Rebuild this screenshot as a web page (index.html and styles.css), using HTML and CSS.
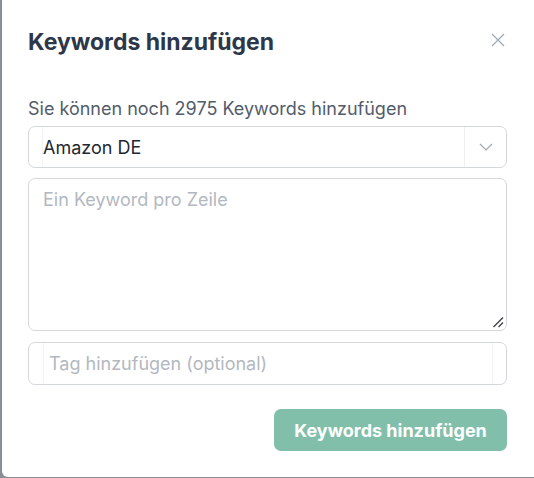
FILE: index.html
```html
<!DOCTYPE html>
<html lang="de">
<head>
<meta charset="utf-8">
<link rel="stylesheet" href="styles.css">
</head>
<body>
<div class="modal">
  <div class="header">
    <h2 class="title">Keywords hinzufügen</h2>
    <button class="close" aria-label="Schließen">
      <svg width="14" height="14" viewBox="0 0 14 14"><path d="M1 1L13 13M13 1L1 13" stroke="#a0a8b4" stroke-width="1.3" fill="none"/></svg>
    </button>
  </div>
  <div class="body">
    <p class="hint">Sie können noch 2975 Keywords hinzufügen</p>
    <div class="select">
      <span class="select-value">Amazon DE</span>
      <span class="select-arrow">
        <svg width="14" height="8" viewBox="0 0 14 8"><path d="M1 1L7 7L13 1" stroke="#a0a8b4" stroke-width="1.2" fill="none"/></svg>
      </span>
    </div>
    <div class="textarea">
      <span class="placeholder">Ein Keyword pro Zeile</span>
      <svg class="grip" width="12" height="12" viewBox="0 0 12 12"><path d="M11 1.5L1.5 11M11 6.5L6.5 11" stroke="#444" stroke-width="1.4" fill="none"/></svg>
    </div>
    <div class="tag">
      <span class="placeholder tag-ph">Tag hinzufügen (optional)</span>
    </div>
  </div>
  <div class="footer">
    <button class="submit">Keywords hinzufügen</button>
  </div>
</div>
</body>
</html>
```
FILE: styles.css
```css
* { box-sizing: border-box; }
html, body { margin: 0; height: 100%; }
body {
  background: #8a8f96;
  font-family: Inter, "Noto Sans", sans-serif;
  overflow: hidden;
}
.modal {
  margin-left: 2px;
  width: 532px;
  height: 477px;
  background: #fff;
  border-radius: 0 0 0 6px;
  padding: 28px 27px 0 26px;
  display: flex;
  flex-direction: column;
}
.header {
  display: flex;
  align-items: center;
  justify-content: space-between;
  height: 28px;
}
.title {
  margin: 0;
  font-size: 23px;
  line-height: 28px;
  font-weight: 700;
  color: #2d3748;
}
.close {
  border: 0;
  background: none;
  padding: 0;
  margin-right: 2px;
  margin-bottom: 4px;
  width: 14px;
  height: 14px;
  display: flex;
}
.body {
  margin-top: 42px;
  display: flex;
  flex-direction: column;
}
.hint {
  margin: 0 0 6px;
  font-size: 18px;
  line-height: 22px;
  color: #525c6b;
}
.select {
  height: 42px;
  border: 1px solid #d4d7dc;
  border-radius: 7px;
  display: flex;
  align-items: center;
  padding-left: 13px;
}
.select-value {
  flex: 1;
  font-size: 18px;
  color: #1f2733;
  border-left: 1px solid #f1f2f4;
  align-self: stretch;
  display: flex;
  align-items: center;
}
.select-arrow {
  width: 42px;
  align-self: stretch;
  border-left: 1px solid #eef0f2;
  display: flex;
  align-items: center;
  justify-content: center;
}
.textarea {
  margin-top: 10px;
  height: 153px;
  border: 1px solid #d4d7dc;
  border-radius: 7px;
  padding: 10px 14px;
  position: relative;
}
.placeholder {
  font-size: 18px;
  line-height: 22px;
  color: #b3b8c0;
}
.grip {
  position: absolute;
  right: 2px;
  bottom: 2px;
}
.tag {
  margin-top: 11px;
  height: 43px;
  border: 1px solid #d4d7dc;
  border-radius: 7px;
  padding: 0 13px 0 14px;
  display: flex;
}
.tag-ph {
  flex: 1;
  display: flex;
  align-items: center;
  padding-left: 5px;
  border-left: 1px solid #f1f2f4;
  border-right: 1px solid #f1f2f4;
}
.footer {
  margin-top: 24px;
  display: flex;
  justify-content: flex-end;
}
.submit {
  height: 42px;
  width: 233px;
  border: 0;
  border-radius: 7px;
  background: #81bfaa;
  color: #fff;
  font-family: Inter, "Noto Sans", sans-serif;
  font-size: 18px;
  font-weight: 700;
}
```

→ **WHAT IS BEING ASKED**:
Quote the data above in full and without alteration; skip the pictures.

→ **TASK SOLUTION**:
Rebuild this screenshot as a web page (index.html and styles.css), using HTML and CSS.
FILE: index.html
```html
<!DOCTYPE html>
<html lang="de">
<head>
<meta charset="utf-8">
<link rel="stylesheet" href="styles.css">
</head>
<body>
<div class="modal">
  <div class="header">
    <h2 class="title">Keywords hinzufügen</h2>
    <button class="close" aria-label="Schließen">
      <svg width="14" height="14" viewBox="0 0 14 14"><path d="M1 1L13 13M13 1L1 13" stroke="#a0a8b4" stroke-width="1.3" fill="none"/></svg>
    </button>
  </div>
  <div class="body">
    <p class="hint">Sie können noch 2975 Keywords hinzufügen</p>
    <div class="select">
      <span class="select-value">Amazon DE</span>
      <span class="select-arrow">
        <svg width="14" height="8" viewBox="0 0 14 8"><path d="M1 1L7 7L13 1" stroke="#a0a8b4" stroke-width="1.2" fill="none"/></svg>
      </span>
    </div>
    <div class="textarea">
      <span class="placeholder">Ein Keyword pro Zeile</span>
      <svg class="grip" width="12" height="12" viewBox="0 0 12 12"><path d="M11 1.5L1.5 11M11 6.5L6.5 11" stroke="#444" stroke-width="1.4" fill="none"/></svg>
    </div>
    <div class="tag">
      <span class="placeholder tag-ph">Tag hinzufügen (optional)</span>
    </div>
  </div>
  <div class="footer">
    <button class="submit">Keywords hinzufügen</button>
  </div>
</div>
</body>
</html>
```
FILE: styles.css
```css
* { box-sizing: border-box; }
html, body { margin: 0; height: 100%; }
body {
  background: #8a8f96;
  font-family: Inter, "Noto Sans", sans-serif;
  overflow: hidden;
}
.modal {
  margin-left: 2px;
  width: 532px;
  height: 477px;
  background: #fff;
  border-radius: 0 0 0 6px;
  padding: 28px 27px 0 26px;
  display: flex;
  flex-direction: column;
}
.header {
  display: flex;
  align-items: center;
  justify-content: space-between;
  height: 28px;
}
.title {
  margin: 0;
  font-size: 23px;
  line-height: 28px;
  font-weight: 700;
  color: #2d3748;
}
.close {
  border: 0;
  background: none;
  padding: 0;
  margin-right: 2px;
  margin-bottom: 4px;
  width: 14px;
  height: 14px;
  display: flex;
}
.body {
  margin-top: 42px;
  display: flex;
  flex-direction: column;
}
.hint {
  margin: 0 0 6px;
  font-size: 18px;
  line-height: 22px;
  color: #525c6b;
}
.select {
  height: 42px;
  border: 1px solid #d4d7dc;
  border-radius: 7px;
  display: flex;
  align-items: center;
  padding-left: 13px;
}
.select-value {
  flex: 1;
  font-size: 18px;
  color: #1f2733;
  border-left: 1px solid #f1f2f4;
  align-self: stretch;
  display: flex;
  align-items: center;
}
.select-arrow {
  width: 42px;
  align-self: stretch;
  border-left: 1px solid #eef0f2;
  display: flex;
  align-items: center;
  justify-content: center;
}
.textarea {
  margin-top: 10px;
  height: 153px;
  border: 1px solid #d4d7dc;
  border-radius: 7px;
  padding: 10px 14px;
  position: relative;
}
.placeholder {
  font-size: 18px;
  line-height: 22px;
  color: #b3b8c0;
}
.grip {
  position: absolute;
  right: 2px;
  bottom: 2px;
}
.tag {
  margin-top: 11px;
  height: 43px;
  border: 1px solid #d4d7dc;
  border-radius: 7px;
  padding: 0 13px 0 14px;
  display: flex;
}
.tag-ph {
  flex: 1;
  display: flex;
  align-items: center;
  padding-left: 5px;
  border-left: 1px solid #f1f2f4;
  border-right: 1px solid #f1f2f4;
}
.footer {
  margin-top: 24px;
  display: flex;
  justify-content: flex-end;
}
.submit {
  height: 42px;
  width: 233px;
  border: 0;
  border-radius: 7px;
  background: #81bfaa;
  color: #fff;
  font-family: Inter, "Noto Sans", sans-serif;
  font-size: 18px;
  font-weight: 700;
}
```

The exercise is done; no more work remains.